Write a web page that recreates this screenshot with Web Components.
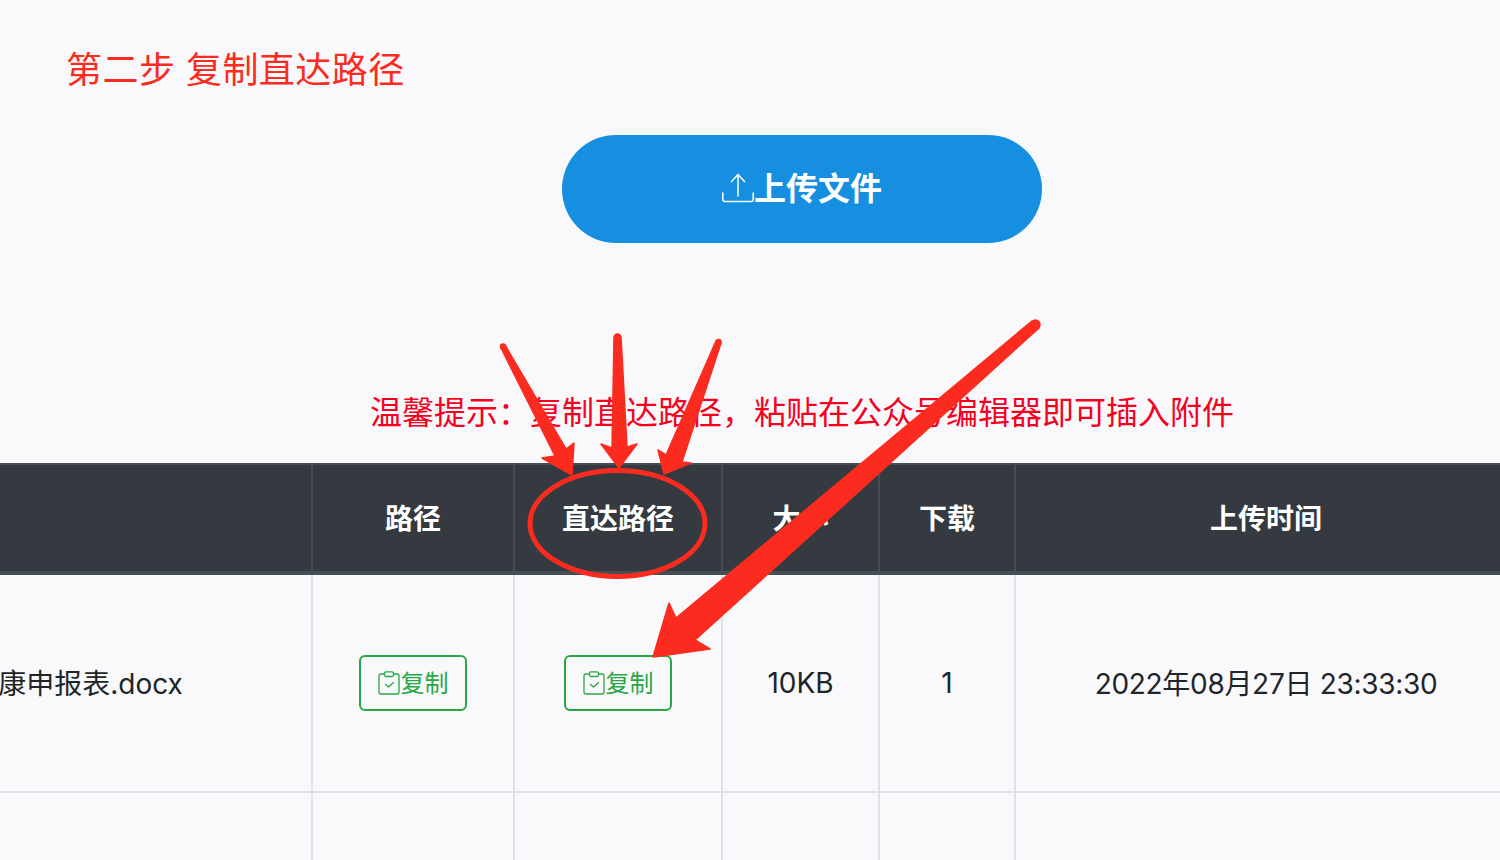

------------------------------------------------------------------------

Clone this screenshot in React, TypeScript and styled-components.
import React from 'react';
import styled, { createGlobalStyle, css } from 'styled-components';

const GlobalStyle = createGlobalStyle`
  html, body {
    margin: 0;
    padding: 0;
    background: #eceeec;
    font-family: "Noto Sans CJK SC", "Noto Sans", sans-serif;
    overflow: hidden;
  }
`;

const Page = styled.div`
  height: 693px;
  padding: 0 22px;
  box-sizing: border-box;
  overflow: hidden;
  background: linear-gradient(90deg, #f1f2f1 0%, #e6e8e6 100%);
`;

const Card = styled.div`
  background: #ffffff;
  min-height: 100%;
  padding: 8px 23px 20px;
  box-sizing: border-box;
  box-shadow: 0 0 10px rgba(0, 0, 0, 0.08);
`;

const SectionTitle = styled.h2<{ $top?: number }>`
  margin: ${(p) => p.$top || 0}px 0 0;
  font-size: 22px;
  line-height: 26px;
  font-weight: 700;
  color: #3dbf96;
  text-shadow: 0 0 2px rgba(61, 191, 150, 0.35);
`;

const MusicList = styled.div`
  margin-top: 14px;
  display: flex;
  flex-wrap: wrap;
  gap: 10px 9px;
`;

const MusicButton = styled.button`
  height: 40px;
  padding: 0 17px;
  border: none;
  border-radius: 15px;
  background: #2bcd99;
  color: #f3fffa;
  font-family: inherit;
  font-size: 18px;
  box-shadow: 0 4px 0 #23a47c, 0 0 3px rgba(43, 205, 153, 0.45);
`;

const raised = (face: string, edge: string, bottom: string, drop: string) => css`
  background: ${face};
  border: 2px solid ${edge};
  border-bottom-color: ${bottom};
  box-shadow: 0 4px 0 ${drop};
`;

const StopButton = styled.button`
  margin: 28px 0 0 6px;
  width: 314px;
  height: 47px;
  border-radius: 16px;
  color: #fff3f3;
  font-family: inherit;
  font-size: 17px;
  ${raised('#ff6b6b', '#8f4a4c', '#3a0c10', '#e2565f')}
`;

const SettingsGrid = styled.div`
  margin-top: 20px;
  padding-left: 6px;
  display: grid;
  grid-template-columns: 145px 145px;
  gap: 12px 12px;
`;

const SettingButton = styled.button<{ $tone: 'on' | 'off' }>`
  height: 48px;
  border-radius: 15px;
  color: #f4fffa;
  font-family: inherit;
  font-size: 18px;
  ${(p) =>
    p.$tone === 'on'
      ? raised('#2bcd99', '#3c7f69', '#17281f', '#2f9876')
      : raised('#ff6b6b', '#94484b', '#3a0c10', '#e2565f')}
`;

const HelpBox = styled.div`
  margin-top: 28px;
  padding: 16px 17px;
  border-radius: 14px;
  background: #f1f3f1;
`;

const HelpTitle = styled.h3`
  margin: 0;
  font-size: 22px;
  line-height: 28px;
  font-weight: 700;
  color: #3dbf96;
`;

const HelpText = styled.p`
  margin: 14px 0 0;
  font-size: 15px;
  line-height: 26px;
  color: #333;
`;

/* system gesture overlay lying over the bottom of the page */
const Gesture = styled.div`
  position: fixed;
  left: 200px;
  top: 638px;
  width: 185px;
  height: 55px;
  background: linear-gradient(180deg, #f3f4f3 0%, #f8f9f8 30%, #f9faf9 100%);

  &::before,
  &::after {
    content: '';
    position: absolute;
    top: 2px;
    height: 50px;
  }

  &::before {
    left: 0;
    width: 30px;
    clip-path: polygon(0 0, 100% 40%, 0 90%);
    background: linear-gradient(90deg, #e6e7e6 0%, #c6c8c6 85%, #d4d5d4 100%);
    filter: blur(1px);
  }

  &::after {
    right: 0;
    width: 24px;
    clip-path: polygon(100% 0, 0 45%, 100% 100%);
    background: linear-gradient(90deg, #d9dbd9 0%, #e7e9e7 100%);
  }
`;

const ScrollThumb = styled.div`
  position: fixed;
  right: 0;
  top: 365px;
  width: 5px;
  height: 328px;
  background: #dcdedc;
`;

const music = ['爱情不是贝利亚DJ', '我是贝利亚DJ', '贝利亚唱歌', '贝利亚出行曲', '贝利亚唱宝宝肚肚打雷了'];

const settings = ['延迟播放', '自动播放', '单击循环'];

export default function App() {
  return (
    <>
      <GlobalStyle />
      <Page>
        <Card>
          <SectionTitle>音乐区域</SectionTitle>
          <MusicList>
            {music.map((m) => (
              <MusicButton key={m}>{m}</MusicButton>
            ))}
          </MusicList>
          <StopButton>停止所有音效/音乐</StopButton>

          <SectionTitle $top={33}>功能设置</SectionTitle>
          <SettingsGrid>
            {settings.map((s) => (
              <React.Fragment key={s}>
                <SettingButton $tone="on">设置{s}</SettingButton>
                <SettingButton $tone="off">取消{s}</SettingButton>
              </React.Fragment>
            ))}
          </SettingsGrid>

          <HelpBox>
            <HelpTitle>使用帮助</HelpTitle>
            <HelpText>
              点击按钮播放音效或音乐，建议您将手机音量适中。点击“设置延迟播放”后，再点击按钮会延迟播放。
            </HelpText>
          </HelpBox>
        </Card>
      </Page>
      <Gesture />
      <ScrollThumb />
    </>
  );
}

------------------------------------------------------------------------

▸ **JOB**
Which lines contain the word "this"? Copy each of them.

▸ **SOLUTION BELOW**
Write a web page that recreates this screenshot with Web Components.
Clone this screenshot in React, TypeScript and styled-components.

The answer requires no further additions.